__Given exercise__. Examine the material below. Gather every line in which the string "size" appears.

[BEGIN Source excerpt]

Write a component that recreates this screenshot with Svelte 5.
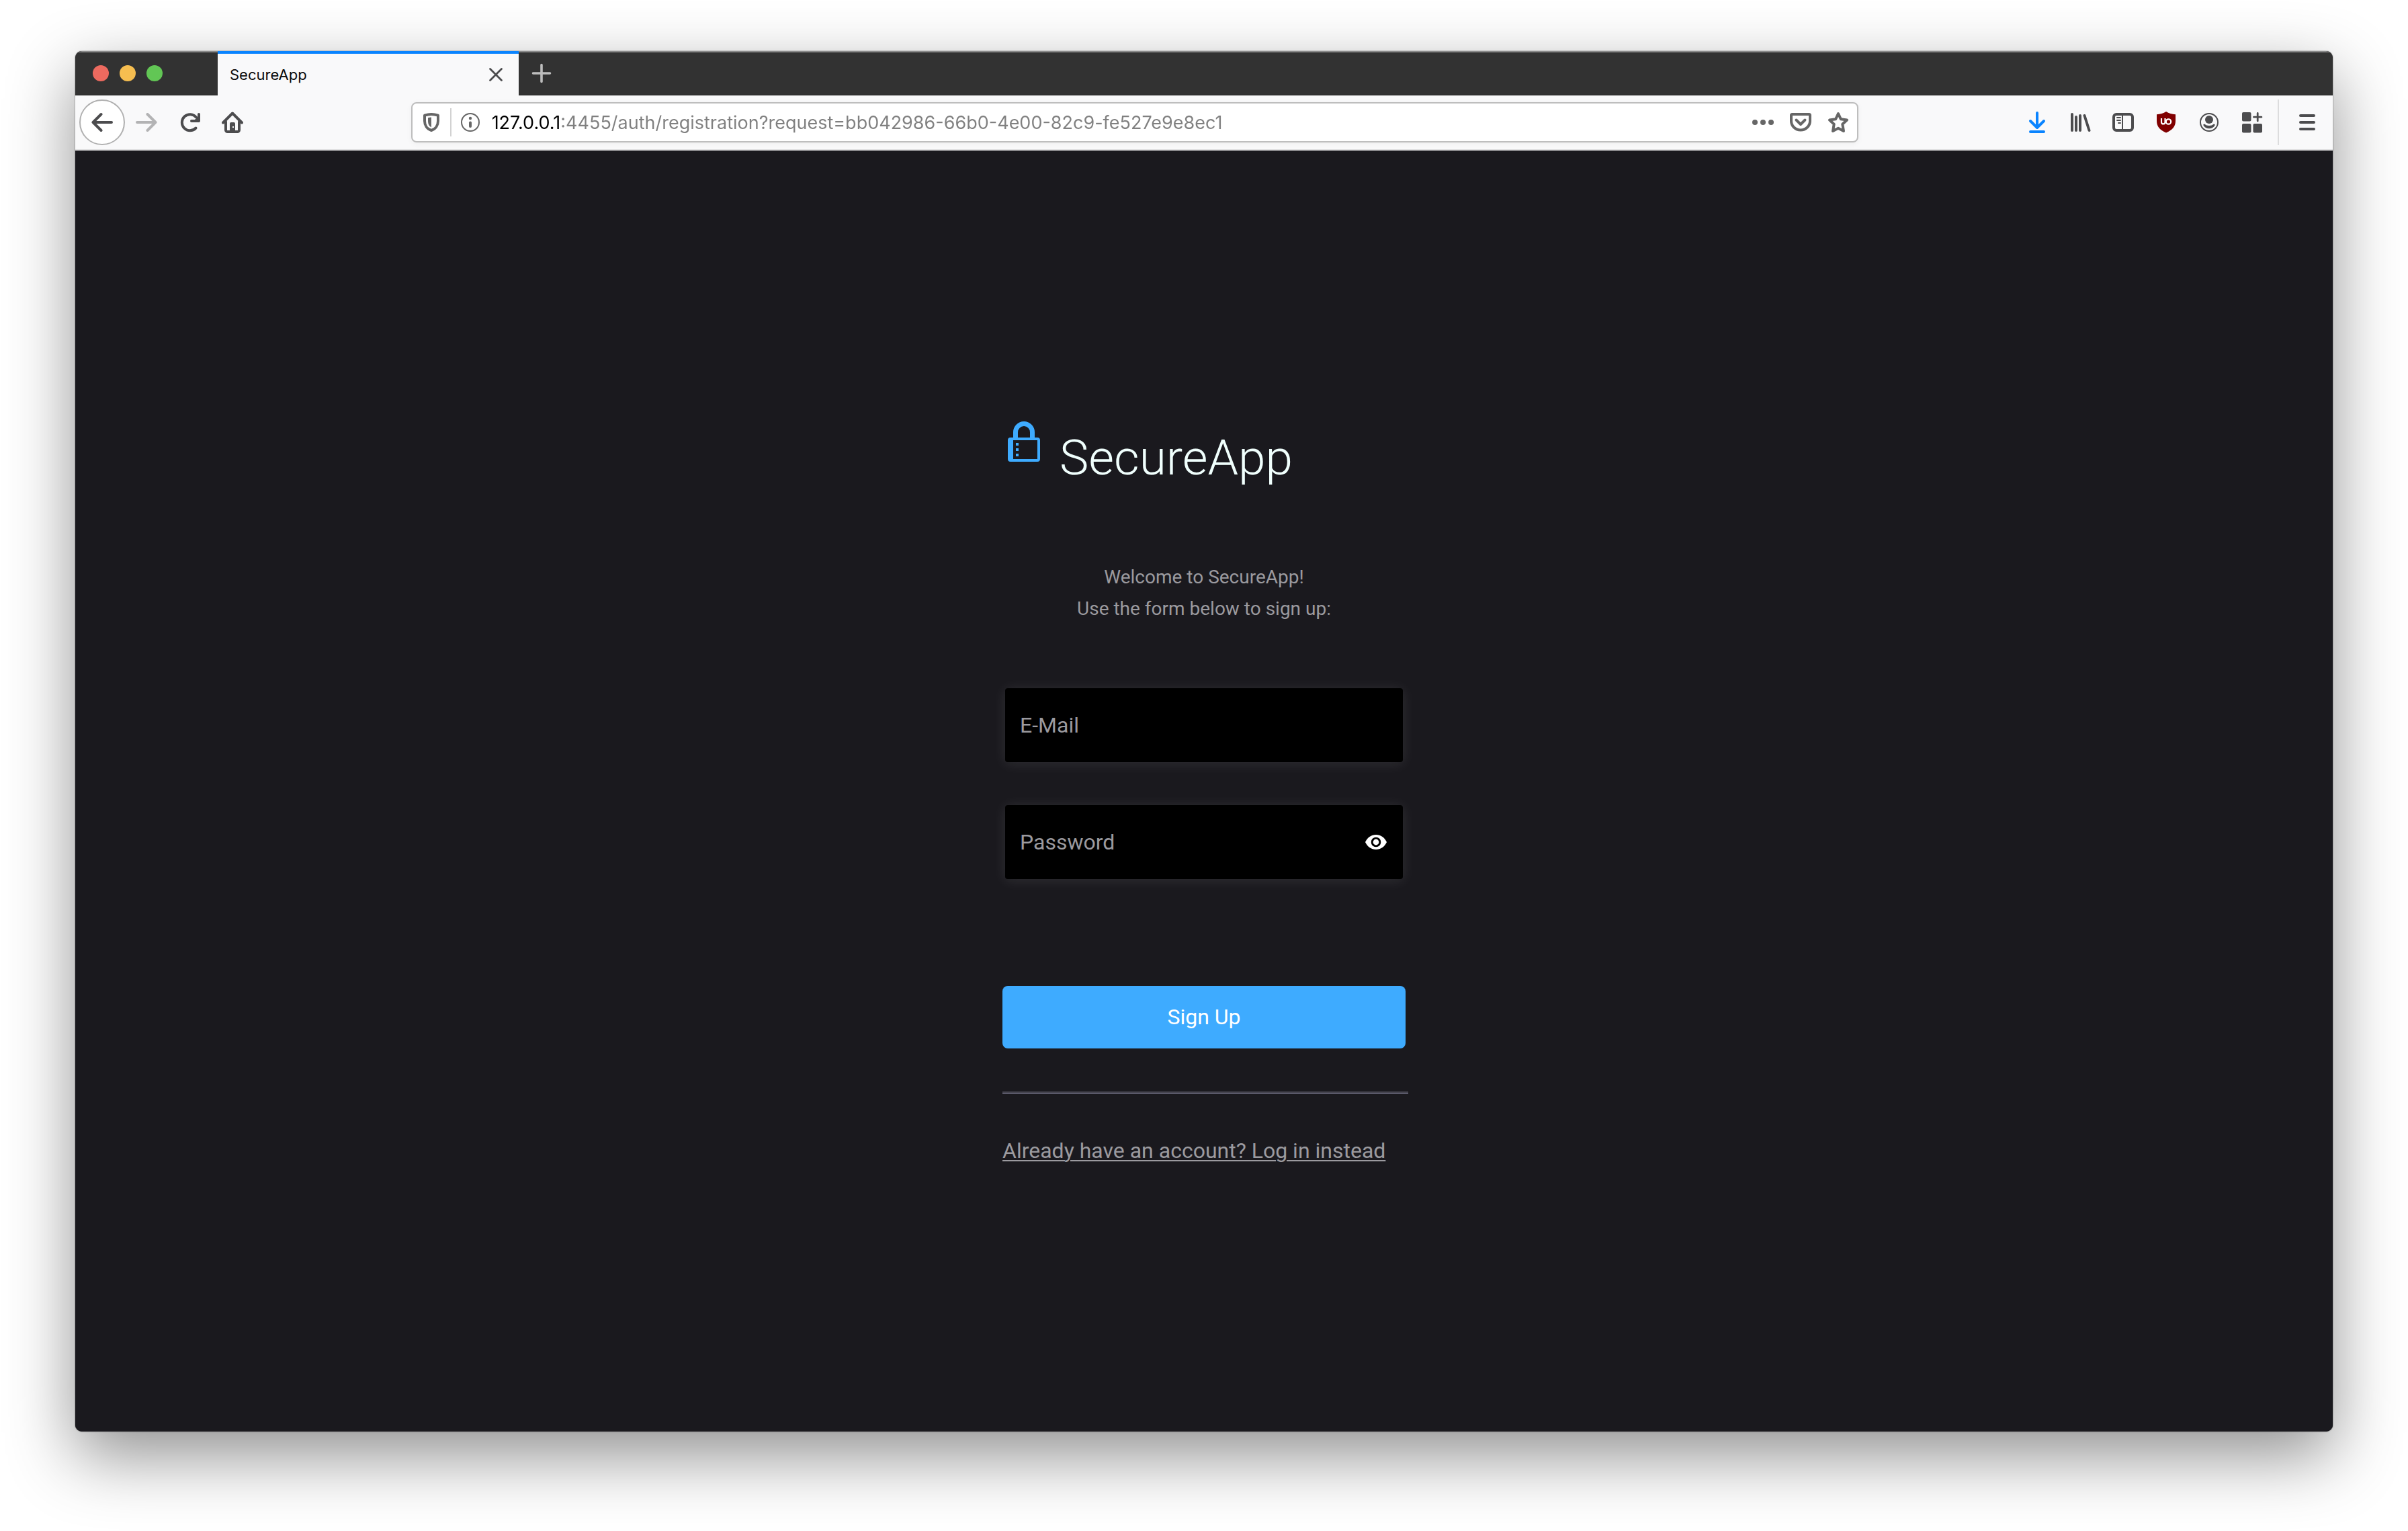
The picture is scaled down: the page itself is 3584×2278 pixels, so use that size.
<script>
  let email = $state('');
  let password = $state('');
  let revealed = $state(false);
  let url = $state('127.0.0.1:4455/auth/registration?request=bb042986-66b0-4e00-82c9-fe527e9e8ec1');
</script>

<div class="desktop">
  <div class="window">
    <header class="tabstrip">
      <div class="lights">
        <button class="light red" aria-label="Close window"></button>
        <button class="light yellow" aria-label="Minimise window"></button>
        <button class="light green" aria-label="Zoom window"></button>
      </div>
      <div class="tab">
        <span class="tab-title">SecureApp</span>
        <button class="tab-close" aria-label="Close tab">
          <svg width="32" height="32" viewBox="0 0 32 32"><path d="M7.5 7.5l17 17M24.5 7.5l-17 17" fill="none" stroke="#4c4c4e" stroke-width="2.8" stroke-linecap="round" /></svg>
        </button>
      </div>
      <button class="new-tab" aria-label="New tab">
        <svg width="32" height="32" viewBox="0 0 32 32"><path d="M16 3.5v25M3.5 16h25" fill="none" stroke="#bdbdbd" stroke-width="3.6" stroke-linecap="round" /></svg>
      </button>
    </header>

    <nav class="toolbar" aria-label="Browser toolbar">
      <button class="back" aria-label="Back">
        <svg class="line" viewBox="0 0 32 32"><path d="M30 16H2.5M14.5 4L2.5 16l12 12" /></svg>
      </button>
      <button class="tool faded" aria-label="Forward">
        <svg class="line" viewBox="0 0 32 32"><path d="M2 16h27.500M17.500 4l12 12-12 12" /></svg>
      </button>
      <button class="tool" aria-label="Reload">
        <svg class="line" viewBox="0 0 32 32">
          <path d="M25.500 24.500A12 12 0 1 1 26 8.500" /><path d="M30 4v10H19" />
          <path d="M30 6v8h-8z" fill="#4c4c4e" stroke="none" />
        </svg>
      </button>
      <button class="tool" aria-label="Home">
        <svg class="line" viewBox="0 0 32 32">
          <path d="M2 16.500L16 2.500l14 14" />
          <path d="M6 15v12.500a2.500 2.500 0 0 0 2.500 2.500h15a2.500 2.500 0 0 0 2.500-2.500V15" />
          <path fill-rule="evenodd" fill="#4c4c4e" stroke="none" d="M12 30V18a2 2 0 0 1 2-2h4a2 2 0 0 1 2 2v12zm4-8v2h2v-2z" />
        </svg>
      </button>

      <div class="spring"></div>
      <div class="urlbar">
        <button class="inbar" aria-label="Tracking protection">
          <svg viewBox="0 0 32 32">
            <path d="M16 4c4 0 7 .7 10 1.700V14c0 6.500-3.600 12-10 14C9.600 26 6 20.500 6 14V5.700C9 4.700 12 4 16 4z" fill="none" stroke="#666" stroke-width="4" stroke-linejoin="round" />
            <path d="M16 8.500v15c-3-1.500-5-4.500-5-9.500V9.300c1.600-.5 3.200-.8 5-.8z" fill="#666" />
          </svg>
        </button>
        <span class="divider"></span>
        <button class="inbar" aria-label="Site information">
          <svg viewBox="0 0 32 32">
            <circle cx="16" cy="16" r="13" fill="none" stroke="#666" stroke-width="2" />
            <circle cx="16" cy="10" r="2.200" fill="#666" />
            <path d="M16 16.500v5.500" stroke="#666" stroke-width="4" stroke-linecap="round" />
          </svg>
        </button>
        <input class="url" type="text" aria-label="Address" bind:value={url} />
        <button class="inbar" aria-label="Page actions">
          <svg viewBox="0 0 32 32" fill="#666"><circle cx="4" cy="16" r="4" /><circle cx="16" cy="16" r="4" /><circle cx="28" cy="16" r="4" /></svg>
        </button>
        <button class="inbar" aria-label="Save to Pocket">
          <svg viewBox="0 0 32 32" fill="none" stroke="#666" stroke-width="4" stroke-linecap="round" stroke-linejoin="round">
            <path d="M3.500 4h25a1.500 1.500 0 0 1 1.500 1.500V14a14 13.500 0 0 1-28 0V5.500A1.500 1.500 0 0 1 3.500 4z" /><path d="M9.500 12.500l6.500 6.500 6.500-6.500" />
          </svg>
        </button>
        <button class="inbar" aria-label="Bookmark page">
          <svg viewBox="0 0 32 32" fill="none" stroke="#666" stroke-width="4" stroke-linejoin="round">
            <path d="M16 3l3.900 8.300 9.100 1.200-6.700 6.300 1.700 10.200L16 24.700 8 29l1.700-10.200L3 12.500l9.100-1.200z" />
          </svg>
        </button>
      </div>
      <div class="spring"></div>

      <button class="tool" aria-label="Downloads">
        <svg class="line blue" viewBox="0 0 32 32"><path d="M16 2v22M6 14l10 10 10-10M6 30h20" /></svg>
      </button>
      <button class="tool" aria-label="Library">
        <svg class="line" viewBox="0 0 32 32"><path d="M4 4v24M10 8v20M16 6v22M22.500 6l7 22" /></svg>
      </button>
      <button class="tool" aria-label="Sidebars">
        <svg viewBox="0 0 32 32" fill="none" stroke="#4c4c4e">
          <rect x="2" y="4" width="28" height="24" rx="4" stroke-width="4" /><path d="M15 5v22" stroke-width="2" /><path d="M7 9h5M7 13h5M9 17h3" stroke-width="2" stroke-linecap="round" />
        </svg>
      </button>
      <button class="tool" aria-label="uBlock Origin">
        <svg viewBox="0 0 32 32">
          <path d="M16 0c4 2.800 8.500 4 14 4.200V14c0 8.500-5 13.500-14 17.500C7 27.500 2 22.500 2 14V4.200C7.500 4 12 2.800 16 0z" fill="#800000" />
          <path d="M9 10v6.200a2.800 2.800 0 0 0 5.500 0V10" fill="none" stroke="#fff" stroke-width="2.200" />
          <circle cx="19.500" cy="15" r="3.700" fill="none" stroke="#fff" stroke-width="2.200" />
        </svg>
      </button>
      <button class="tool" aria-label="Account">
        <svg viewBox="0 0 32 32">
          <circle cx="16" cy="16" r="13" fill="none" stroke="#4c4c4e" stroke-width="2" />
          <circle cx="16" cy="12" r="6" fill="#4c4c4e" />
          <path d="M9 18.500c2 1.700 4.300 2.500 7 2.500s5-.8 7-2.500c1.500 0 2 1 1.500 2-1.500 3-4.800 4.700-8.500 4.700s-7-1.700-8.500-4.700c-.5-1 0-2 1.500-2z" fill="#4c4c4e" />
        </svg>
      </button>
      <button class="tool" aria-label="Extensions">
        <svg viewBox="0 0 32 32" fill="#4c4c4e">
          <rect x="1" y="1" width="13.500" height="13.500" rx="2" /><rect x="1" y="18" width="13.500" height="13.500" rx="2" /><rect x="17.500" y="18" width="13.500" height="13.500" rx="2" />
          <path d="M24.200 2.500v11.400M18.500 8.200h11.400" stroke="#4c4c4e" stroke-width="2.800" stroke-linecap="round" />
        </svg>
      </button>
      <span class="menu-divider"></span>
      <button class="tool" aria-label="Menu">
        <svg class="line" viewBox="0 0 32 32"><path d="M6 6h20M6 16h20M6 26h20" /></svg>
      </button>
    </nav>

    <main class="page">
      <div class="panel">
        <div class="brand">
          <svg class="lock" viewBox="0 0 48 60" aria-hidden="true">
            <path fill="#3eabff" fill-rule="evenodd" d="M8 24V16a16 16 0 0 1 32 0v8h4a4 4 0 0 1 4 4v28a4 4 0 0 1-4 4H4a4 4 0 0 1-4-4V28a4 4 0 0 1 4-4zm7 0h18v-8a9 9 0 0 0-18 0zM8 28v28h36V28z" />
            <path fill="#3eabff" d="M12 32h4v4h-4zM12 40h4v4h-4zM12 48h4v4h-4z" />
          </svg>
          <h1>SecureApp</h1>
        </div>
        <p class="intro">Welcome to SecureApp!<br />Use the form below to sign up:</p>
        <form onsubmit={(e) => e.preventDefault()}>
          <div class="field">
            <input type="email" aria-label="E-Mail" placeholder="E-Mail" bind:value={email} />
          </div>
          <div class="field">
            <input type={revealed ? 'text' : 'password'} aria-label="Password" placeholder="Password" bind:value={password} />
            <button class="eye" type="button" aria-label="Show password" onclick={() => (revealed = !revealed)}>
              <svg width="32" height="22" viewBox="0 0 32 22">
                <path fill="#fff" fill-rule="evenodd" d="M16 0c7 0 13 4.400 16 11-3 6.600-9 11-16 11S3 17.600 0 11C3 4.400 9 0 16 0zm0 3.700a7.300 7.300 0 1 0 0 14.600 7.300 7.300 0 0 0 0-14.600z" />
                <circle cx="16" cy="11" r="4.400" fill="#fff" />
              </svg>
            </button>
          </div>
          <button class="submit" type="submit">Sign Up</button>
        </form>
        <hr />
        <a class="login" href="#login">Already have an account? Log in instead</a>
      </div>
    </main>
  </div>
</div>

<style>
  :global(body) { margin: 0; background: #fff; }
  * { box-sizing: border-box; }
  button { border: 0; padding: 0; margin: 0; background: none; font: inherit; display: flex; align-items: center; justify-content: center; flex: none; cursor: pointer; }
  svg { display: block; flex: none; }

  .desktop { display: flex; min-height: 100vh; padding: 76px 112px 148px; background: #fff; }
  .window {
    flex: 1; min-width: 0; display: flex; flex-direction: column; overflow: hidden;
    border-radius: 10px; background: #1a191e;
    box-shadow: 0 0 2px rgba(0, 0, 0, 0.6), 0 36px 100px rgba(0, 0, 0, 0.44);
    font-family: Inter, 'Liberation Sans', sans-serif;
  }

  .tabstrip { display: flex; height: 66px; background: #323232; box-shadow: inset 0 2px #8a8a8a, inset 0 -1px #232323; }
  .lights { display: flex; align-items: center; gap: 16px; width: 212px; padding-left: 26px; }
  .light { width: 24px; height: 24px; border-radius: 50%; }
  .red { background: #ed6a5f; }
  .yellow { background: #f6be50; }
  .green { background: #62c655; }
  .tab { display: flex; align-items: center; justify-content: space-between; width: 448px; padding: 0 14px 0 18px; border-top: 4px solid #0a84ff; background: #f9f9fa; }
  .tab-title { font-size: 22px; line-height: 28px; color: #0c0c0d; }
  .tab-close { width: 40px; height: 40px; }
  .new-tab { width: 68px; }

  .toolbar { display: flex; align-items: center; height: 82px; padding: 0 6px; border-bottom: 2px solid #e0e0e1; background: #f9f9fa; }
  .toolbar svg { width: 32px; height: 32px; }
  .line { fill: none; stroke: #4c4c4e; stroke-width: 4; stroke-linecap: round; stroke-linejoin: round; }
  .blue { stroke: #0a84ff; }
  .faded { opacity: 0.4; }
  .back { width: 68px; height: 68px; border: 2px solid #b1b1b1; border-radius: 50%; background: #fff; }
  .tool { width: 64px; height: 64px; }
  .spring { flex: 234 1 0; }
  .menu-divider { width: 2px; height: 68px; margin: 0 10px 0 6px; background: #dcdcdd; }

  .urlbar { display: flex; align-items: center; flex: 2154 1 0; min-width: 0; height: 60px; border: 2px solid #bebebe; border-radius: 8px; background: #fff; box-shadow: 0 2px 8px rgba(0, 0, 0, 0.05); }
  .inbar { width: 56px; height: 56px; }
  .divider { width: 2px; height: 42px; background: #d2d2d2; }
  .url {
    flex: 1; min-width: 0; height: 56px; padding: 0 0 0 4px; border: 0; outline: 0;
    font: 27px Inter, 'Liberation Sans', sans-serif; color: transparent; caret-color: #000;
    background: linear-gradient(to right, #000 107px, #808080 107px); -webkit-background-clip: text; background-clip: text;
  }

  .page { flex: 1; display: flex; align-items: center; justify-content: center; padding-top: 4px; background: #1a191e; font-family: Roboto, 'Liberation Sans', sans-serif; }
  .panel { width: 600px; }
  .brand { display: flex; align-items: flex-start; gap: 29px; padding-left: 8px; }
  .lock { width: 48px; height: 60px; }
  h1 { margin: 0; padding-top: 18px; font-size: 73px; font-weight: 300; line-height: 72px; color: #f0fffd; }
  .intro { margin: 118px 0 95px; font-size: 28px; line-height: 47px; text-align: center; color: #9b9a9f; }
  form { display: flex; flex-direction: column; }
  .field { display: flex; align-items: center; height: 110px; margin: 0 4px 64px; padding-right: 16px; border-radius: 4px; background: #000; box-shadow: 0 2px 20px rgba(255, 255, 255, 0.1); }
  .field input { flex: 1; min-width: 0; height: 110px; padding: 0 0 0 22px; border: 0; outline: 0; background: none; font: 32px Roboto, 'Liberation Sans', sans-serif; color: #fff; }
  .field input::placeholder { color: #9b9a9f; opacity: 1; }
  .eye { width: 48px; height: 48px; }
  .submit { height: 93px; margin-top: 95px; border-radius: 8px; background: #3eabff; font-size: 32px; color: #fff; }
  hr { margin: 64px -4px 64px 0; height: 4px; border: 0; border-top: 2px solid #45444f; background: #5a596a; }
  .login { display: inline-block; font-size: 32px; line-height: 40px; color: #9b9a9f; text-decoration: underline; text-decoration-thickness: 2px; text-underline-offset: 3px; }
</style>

[END Source excerpt]

__Written answer__.
The picture is scaled down: the page itself is 3584×2278 pixels, so use that size.
  .tab-title { font-size: 22px; line-height: 28px; color: #0c0c0d; }
  h1 { margin: 0; padding-top: 18px; font-size: 73px; font-weight: 300; line-height: 72px; color: #f0fffd; }
  .intro { margin: 118px 0 95px; font-size: 28px; line-height: 47px; text-align: center; color: #9b9a9f; }
  .submit { height: 93px; margin-top: 95px; border-radius: 8px; background: #3eabff; font-size: 32px; color: #fff; }
  .login { display: inline-block; font-size: 32px; line-height: 40px; color: #9b9a9f; text-decoration: underline; text-decoration-thickness: 2px; text-underline-offset: 3px; }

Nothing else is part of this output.